Vittorio GIANNINI (1903-1966)
Quintet for Piano and Strings (1932) [33:40]
Trio for Piano and Strings [27:19]
Manchester Music Festival (Joana Genova (violin I); Stefan Milenkovich (violin II); Ariel Rudiakov (viola); Ani Aznavoorian (cello); Adam Neiman (piano))
rec. 10-13 Jan 2011, Troy Savings Bank, New York.
world première recordings
MSR CLASSICS MS 1394 [60:59] 

Without some words of wisdom you would hardly know that this was music written in the 1930s by an American composer. Please take this as descriptive. There is no reason why any composer should be expected to be like any other. Diversity is the life blood of music; so much so that it is a platitude. Not that this stops people being dismayed when music does not match racial or national stereotypes. Enough!
 
Vittorio Giannini’s music is often of the eruptively romantic type alongside that of Menotti, Flagello and Creston and but unlike that of Piston (except a little in the Second Symphony) or Persichetti.
 
The three-movement Piano Quintet is a big, heart-swelling work. It’s romantic with absolutely no concessions to modernity - utterly saturated in sentiment and a hair’s breadth from Korngold.

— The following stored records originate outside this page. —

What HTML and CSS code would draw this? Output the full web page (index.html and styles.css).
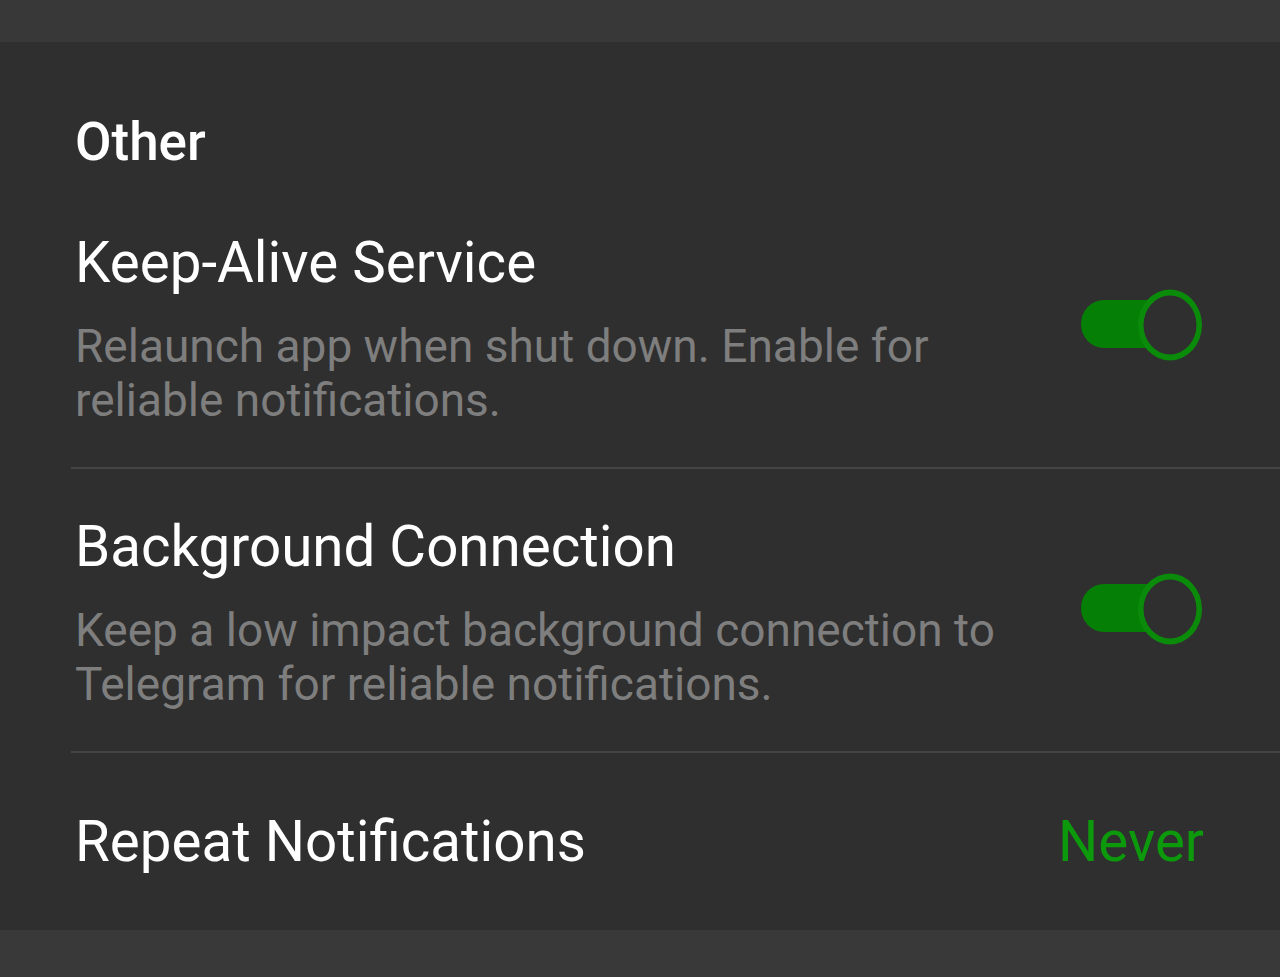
FILE: index.html
```html
<!DOCTYPE html>
<html lang="en">
<head>
    <meta charset="UTF-8">
    <meta name="viewport" content="width=device-width, initial-scale=1.0">
    <title>Notifications - Other</title>
    <link rel="stylesheet" href="styles.css">
</head>
<body>

    <div class="top-strip"></div>

    <div class="section">
        <h2 class="section-title">Other</h2>

        <!-- Keep-Alive -->
        <div class="row has-divider">
            <div class="row-text">
                <div class="row-title">Keep-Alive Service</div>
                <div class="row-desc">Relaunch app when shut down. Enable for<br>reliable notifications.</div>
            </div>
            <svg class="switch" width="122" height="72" viewBox="0 0 122 72">
                <rect x="0" y="11" width="95" height="48" rx="23" ry="24" fill="#067f06"/>
                <ellipse cx="89" cy="36" rx="32" ry="35.5" fill="#0a8c0a"/>
                <ellipse cx="89" cy="36" rx="26.5" ry="29.5" fill="#2f2f2f"/>
            </svg>
        </div>

        <!-- Background connection -->
        <div class="row has-divider">
            <div class="row-text">
                <div class="row-title">Background Connection</div>
                <div class="row-desc">Keep a low impact background connection to<br>Telegram for reliable notifications.</div>
            </div>
            <svg class="switch" width="122" height="72" viewBox="0 0 122 72">
                <rect x="0" y="11" width="95" height="48" rx="23" ry="24" fill="#067f06"/>
                <ellipse cx="89" cy="36" rx="32" ry="35.5" fill="#0a8c0a"/>
                <ellipse cx="89" cy="36" rx="26.5" ry="29.5" fill="#2f2f2f"/>
            </svg>
        </div>

        <!-- Repeat -->
        <div class="row single">
            <div class="row-title">Repeat Notifications</div>
            <div class="row-value">Never</div>
        </div>
    </div>

    <div class="bottom-strip"></div>

</body>
</html>
```

FILE: styles.css
```css
body {
    margin: 0;
    background-color: #2f2f2f;
    font-family: Roboto, "Liberation Sans", sans-serif;
    overflow: hidden;
}

.top-strip {
    height: 42px;
    background-color: #383838;
}

.section {
    padding-top: 69px;
}

/* セクション見出し */
.section-title {
    margin: 0 0 12px 75px;
    font-size: 53px;
    line-height: 62px;
    font-weight: 500;
    color: #ffffff;
}

.row {
    display: flex;
    align-items: center;
    justify-content: space-between;
    margin-left: 71px;
    padding: 45px 76px 40px 4px;
}

.has-divider {
    border-bottom: 2px solid #444444;
}

.row.single {
    height: 177px;
    padding-top: 0;
    padding-bottom: 0;
    box-sizing: border-box;
}

.row-title {
    font-size: 56.5px;
    line-height: 66px;
    color: #ffffff;
}

.row-desc {
    margin-top: 23px;
    font-size: 46px;
    line-height: 54px;
    color: #7e7e7e;
}

.row-value {
    font-size: 56.5px;
    line-height: 66px;
    color: #0c9a0c;
}

.switch {
    display: block;
    flex-shrink: 0;
    margin: 0 1px 7px 0;
}

.bottom-strip {
    height: 60px;
    background-color: #393939;
}
```
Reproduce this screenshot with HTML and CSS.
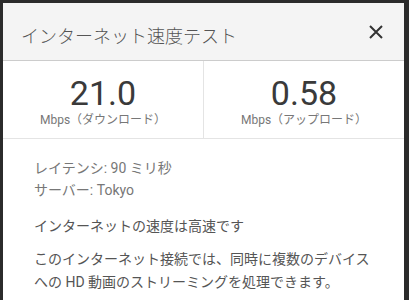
FILE: index.html
```html
<!DOCTYPE html>
<html>
<head>
	<meta charset="utf-8">
	<title>インターネット速度テスト</title>
	<link rel="stylesheet" href="styles.css">
</head>
<body>
	<div class="dialog">
		<div class="dHeader">
			<span class="dTitle">インターネット速度テスト</span>
			<span class="dClose">
				<svg width="14" height="14" viewBox="0 0 14 14"><path d="M1 1L13 13M13 1L1 13" stroke="#333" stroke-width="2" fill="none"/></svg>
			</span>
		</div>
		<div class="speeds">
			<div class="speed">
				<div class="num">21.0</div>
				<div class="unit">Mbps（ダウンロード）</div>
			</div>
			<div class="speed">
				<div class="num">0.58</div>
				<div class="unit">Mbps（アップロード）</div>
			</div>
		</div>
		<div class="info">
			<div class="meta">
				<div>レイテンシ: 90 ミリ秒</div>
				<div>サーバー: Tokyo</div>
			</div>
			<p class="verdict">インターネットの速度は高速です</p>
			<p class="desc">このインターネット接続では、同時に複数のデバイスへの HD 動画のストリーミングを処理できます。</p>
		</div>
	</div>
</body>
</html>
```
FILE: styles.css
```css
body,p{margin: 0;padding: 0}
body{
	background-color: #2b2b2b;
	font-family: Roboto, "Noto Sans CJK JP", sans-serif;
	padding: 3px 5px 0 3px;
	height: 300px;
	box-sizing: border-box;
	overflow: hidden;
}
.dialog{
	background-color: #fff;
	height: 297px;
}
.dHeader{
	height: 57px;
	background-color: #f4f4f4;
	border-bottom: 1px solid #ccc;
	display: flex;
	align-items: center;
	justify-content: space-between;
	padding: 0 21px 0 18px;
}
.dTitle{
	font-size: 18px;
	font-weight: 300;
	color: #555;
	padding-top: 6px;
}
.dClose{
	display: flex;
	padding-top: 1px;
}
.speeds{
	display: flex;
	border-bottom: 1px solid #e4e4e4;
	height: 77px;
}
.speed{
	flex: 1;
	text-align: center;
	padding-top: 14px;
}
.speed + .speed{
	border-left: 1px solid #e4e4e4;
}
.num{
	font-size: 34px;
	color: #3a3a3a;
	line-height: 36px;
}
.unit{
	font-size: 12px;
	color: #777;
	line-height: 18px;
}
.info{
	padding: 18px 30px 0 31px;
	font-size: 14px;
	color: #777;
	line-height: 22px;
}
.verdict{
	color: #555;
	margin-top: 14px;
}
.desc{
	color: #555;
	margin-top: 11px;
	line-height: 23px;
}
```
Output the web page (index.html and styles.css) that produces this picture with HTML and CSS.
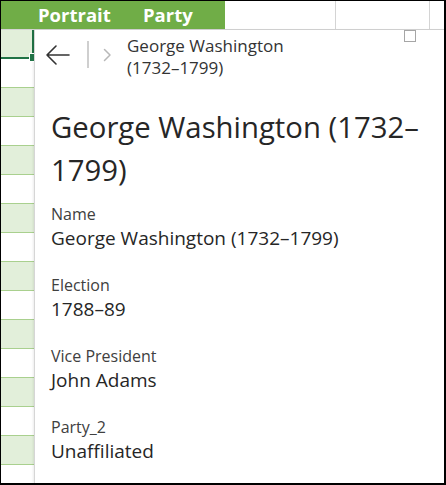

The music on many occasions inhabits the world of Fauré’s First Piano Quartet, the Chausson Concert and the Atlantic-Celtic works of Ropartz, Koechlin and Cras. It’s gorgeous stuff that you need to hear. The central Adagio is magically spun. The final Allegro is triumphantly Rachmaninovian, crowned with heroism. The Trio is also in three intensely neo-romantic movements. It, too, has something of the epic hothouse atmosphere of the Quintet but if anything leans more towards kindly classical models provided by Dvořák. It ends with a wink and the utmost ingenuity.
 
There are many Giannini works to be explored and revived. As yet unrecorded are symphonies 1, 2, and 5, let alone two fascinatingly titled and unnumbered symphonies from the 1930s: IBM (1937) and In memoriam Theodore Roosevelt (1935). There’s a String Quartet (1930), two violin sonatas from the 1940s, a Requiem (1937) for choir and orchestra, two scenas for soprano and orchestra (Medead and Antigone) from the 1960s, and seven operas: Lucedia (1934), The Scarlet Letter (1938) after Nathaniel Hawthorne, Beauty and the Beast (1938), Blennerhassett (1939), The Taming of the Shrew (1950), The Harvest (1961) and Servant of Two Masters (1966) after Goldoni. Meantime try this new release alongside Psalm 130 for double bass (or cello) and orchestra (1963), the Symphony No. 4 and the Piano Concerto (review) also the Concerto Grosso (review) and the Piano Sonata (review).
 
You can read more about Giannini in Walter Simmons’ fine book surveying six American neo-romantics.
 
Well done MSR. Two no-compromise neo-romantic chamber works utterly saturated in intense sentiment and lyricism. The Quintet is a glorious piece - a real discovery.  

Rob Barnett 


Two no-compromise neo-romantic chamber works utterly saturated in intense sentiment and lyricism.